[Written problem]
Return the listing below word for word.
# Data extract start
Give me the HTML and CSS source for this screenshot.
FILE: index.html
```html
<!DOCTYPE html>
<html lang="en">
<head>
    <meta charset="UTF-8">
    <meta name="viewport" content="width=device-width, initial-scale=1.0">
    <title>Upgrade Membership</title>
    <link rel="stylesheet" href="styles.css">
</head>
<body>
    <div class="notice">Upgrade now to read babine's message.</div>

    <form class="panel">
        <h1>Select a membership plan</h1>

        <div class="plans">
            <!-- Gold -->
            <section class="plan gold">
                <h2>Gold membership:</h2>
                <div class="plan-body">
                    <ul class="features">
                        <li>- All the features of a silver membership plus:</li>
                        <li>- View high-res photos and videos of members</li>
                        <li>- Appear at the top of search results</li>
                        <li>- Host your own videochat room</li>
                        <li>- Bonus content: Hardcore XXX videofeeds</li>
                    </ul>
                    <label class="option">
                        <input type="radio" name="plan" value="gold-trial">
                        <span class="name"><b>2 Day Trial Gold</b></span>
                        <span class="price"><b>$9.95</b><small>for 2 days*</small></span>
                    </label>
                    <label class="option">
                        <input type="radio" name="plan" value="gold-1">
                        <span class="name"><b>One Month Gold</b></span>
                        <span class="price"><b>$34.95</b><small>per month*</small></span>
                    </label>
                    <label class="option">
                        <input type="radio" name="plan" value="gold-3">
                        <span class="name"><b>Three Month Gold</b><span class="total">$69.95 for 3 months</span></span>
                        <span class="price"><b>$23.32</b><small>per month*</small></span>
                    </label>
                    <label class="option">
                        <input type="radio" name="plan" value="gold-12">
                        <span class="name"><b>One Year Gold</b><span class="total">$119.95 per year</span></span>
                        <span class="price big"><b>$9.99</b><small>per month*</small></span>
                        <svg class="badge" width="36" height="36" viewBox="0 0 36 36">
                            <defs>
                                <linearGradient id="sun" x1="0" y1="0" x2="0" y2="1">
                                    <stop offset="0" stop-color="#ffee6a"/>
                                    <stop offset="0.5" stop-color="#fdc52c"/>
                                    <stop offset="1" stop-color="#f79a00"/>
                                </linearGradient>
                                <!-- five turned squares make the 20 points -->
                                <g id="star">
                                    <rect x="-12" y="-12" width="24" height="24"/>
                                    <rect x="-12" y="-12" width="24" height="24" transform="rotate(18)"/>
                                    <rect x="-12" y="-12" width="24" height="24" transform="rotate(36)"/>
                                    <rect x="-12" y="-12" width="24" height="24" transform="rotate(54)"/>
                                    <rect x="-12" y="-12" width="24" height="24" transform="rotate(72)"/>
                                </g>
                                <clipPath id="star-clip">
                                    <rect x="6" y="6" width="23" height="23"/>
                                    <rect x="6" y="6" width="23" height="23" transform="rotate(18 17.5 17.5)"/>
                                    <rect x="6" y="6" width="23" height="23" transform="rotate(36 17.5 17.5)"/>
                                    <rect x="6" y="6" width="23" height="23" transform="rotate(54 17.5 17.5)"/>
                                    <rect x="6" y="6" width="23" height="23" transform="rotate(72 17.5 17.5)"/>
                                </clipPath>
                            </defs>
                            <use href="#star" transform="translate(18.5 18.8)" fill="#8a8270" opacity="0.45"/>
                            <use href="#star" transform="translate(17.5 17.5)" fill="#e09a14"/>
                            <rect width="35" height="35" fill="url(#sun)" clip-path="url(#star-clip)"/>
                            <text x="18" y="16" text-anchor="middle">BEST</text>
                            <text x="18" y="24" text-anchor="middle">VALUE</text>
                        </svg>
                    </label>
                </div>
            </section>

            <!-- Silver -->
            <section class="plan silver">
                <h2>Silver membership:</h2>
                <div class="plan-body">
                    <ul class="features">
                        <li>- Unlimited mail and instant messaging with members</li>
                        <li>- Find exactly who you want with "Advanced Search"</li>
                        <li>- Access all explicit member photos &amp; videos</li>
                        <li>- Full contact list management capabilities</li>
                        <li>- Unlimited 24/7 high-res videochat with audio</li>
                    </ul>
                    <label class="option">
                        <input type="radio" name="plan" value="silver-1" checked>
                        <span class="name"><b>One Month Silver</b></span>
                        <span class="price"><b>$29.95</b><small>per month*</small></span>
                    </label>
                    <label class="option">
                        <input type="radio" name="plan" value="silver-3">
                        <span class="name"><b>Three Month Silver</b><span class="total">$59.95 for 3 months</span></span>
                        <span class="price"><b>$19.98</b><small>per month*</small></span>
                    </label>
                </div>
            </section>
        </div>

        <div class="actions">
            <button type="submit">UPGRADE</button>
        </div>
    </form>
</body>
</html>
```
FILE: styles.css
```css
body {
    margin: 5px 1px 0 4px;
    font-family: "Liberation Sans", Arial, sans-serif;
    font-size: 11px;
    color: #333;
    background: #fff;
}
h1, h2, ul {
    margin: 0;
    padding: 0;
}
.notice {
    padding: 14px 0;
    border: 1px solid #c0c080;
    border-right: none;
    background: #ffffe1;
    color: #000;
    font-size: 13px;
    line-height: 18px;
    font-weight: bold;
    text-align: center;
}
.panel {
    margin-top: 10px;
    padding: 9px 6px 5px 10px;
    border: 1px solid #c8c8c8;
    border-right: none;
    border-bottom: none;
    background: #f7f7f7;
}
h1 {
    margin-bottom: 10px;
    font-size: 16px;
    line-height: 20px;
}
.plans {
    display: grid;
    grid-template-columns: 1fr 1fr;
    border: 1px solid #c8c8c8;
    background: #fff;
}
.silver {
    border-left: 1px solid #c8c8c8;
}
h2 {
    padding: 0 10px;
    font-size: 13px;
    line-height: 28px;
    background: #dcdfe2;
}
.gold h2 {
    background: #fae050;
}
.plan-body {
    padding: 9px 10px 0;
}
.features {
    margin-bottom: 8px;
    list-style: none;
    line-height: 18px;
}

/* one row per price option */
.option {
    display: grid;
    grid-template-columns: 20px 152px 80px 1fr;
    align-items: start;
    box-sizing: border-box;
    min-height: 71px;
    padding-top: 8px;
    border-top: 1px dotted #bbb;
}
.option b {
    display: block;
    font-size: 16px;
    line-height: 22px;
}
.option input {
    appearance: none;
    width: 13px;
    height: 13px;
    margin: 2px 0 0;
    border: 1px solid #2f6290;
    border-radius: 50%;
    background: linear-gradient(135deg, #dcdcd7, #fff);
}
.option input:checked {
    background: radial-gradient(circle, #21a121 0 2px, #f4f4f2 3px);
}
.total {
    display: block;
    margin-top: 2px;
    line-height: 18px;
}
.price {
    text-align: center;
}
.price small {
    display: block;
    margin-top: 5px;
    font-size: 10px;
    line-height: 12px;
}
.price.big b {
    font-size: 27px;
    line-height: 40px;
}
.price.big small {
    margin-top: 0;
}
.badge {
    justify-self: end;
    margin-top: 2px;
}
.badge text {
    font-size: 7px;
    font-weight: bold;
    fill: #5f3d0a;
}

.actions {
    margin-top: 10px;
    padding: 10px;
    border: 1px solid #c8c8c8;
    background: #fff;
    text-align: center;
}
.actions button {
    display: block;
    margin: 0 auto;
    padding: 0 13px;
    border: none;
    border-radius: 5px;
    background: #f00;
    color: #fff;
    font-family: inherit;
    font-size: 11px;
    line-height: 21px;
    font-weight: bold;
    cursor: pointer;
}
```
# Data extract end
[Response]
Give me the HTML and CSS source for this screenshot.
FILE: index.html
```html
<!DOCTYPE html>
<html lang="en">
<head>
    <meta charset="UTF-8">
    <meta name="viewport" content="width=device-width, initial-scale=1.0">
    <title>Upgrade Membership</title>
    <link rel="stylesheet" href="styles.css">
</head>
<body>
    <div class="notice">Upgrade now to read babine's message.</div>

    <form class="panel">
        <h1>Select a membership plan</h1>

        <div class="plans">
            <!-- Gold -->
            <section class="plan gold">
                <h2>Gold membership:</h2>
                <div class="plan-body">
                    <ul class="features">
                        <li>- All the features of a silver membership plus:</li>
                        <li>- View high-res photos and videos of members</li>
                        <li>- Appear at the top of search results</li>
                        <li>- Host your own videochat room</li>
                        <li>- Bonus content: Hardcore XXX videofeeds</li>
                    </ul>
                    <label class="option">
                        <input type="radio" name="plan" value="gold-trial">
                        <span class="name"><b>2 Day Trial Gold</b></span>
                        <span class="price"><b>$9.95</b><small>for 2 days*</small></span>
                    </label>
                    <label class="option">
                        <input type="radio" name="plan" value="gold-1">
                        <span class="name"><b>One Month Gold</b></span>
                        <span class="price"><b>$34.95</b><small>per month*</small></span>
                    </label>
                    <label class="option">
                        <input type="radio" name="plan" value="gold-3">
                        <span class="name"><b>Three Month Gold</b><span class="total">$69.95 for 3 months</span></span>
                        <span class="price"><b>$23.32</b><small>per month*</small></span>
                    </label>
                    <label class="option">
                        <input type="radio" name="plan" value="gold-12">
                        <span class="name"><b>One Year Gold</b><span class="total">$119.95 per year</span></span>
                        <span class="price big"><b>$9.99</b><small>per month*</small></span>
                        <svg class="badge" width="36" height="36" viewBox="0 0 36 36">
                            <defs>
                                <linearGradient id="sun" x1="0" y1="0" x2="0" y2="1">
                                    <stop offset="0" stop-color="#ffee6a"/>
                                    <stop offset="0.5" stop-color="#fdc52c"/>
                                    <stop offset="1" stop-color="#f79a00"/>
                                </linearGradient>
                                <!-- five turned squares make the 20 points -->
                                <g id="star">
                                    <rect x="-12" y="-12" width="24" height="24"/>
                                    <rect x="-12" y="-12" width="24" height="24" transform="rotate(18)"/>
                                    <rect x="-12" y="-12" width="24" height="24" transform="rotate(36)"/>
                                    <rect x="-12" y="-12" width="24" height="24" transform="rotate(54)"/>
                                    <rect x="-12" y="-12" width="24" height="24" transform="rotate(72)"/>
                                </g>
                                <clipPath id="star-clip">
                                    <rect x="6" y="6" width="23" height="23"/>
                                    <rect x="6" y="6" width="23" height="23" transform="rotate(18 17.5 17.5)"/>
                                    <rect x="6" y="6" width="23" height="23" transform="rotate(36 17.5 17.5)"/>
                                    <rect x="6" y="6" width="23" height="23" transform="rotate(54 17.5 17.5)"/>
                                    <rect x="6" y="6" width="23" height="23" transform="rotate(72 17.5 17.5)"/>
                                </clipPath>
                            </defs>
                            <use href="#star" transform="translate(18.5 18.8)" fill="#8a8270" opacity="0.45"/>
                            <use href="#star" transform="translate(17.5 17.5)" fill="#e09a14"/>
                            <rect width="35" height="35" fill="url(#sun)" clip-path="url(#star-clip)"/>
                            <text x="18" y="16" text-anchor="middle">BEST</text>
                            <text x="18" y="24" text-anchor="middle">VALUE</text>
                        </svg>
                    </label>
                </div>
            </section>

            <!-- Silver -->
            <section class="plan silver">
                <h2>Silver membership:</h2>
                <div class="plan-body">
                    <ul class="features">
                        <li>- Unlimited mail and instant messaging with members</li>
                        <li>- Find exactly who you want with "Advanced Search"</li>
                        <li>- Access all explicit member photos &amp; videos</li>
                        <li>- Full contact list management capabilities</li>
                        <li>- Unlimited 24/7 high-res videochat with audio</li>
                    </ul>
                    <label class="option">
                        <input type="radio" name="plan" value="silver-1" checked>
                        <span class="name"><b>One Month Silver</b></span>
                        <span class="price"><b>$29.95</b><small>per month*</small></span>
                    </label>
                    <label class="option">
                        <input type="radio" name="plan" value="silver-3">
                        <span class="name"><b>Three Month Silver</b><span class="total">$59.95 for 3 months</span></span>
                        <span class="price"><b>$19.98</b><small>per month*</small></span>
                    </label>
                </div>
            </section>
        </div>

        <div class="actions">
            <button type="submit">UPGRADE</button>
        </div>
    </form>
</body>
</html>
```
FILE: styles.css
```css
body {
    margin: 5px 1px 0 4px;
    font-family: "Liberation Sans", Arial, sans-serif;
    font-size: 11px;
    color: #333;
    background: #fff;
}
h1, h2, ul {
    margin: 0;
    padding: 0;
}
.notice {
    padding: 14px 0;
    border: 1px solid #c0c080;
    border-right: none;
    background: #ffffe1;
    color: #000;
    font-size: 13px;
    line-height: 18px;
    font-weight: bold;
    text-align: center;
}
.panel {
    margin-top: 10px;
    padding: 9px 6px 5px 10px;
    border: 1px solid #c8c8c8;
    border-right: none;
    border-bottom: none;
    background: #f7f7f7;
}
h1 {
    margin-bottom: 10px;
    font-size: 16px;
    line-height: 20px;
}
.plans {
    display: grid;
    grid-template-columns: 1fr 1fr;
    border: 1px solid #c8c8c8;
    background: #fff;
}
.silver {
    border-left: 1px solid #c8c8c8;
}
h2 {
    padding: 0 10px;
    font-size: 13px;
    line-height: 28px;
    background: #dcdfe2;
}
.gold h2 {
    background: #fae050;
}
.plan-body {
    padding: 9px 10px 0;
}
.features {
    margin-bottom: 8px;
    list-style: none;
    line-height: 18px;
}

/* one row per price option */
.option {
    display: grid;
    grid-template-columns: 20px 152px 80px 1fr;
    align-items: start;
    box-sizing: border-box;
    min-height: 71px;
    padding-top: 8px;
    border-top: 1px dotted #bbb;
}
.option b {
    display: block;
    font-size: 16px;
    line-height: 22px;
}
.option input {
    appearance: none;
    width: 13px;
    height: 13px;
    margin: 2px 0 0;
    border: 1px solid #2f6290;
    border-radius: 50%;
    background: linear-gradient(135deg, #dcdcd7, #fff);
}
.option input:checked {
    background: radial-gradient(circle, #21a121 0 2px, #f4f4f2 3px);
}
.total {
    display: block;
    margin-top: 2px;
    line-height: 18px;
}
.price {
    text-align: center;
}
.price small {
    display: block;
    margin-top: 5px;
    font-size: 10px;
    line-height: 12px;
}
.price.big b {
    font-size: 27px;
    line-height: 40px;
}
.price.big small {
    margin-top: 0;
}
.badge {
    justify-self: end;
    margin-top: 2px;
}
.badge text {
    font-size: 7px;
    font-weight: bold;
    fill: #5f3d0a;
}

.actions {
    margin-top: 10px;
    padding: 10px;
    border: 1px solid #c8c8c8;
    background: #fff;
    text-align: center;
}
.actions button {
    display: block;
    margin: 0 auto;
    padding: 0 13px;
    border: none;
    border-radius: 5px;
    background: #f00;
    color: #fff;
    font-family: inherit;
    font-size: 11px;
    line-height: 21px;
    font-weight: bold;
    cursor: pointer;
}
```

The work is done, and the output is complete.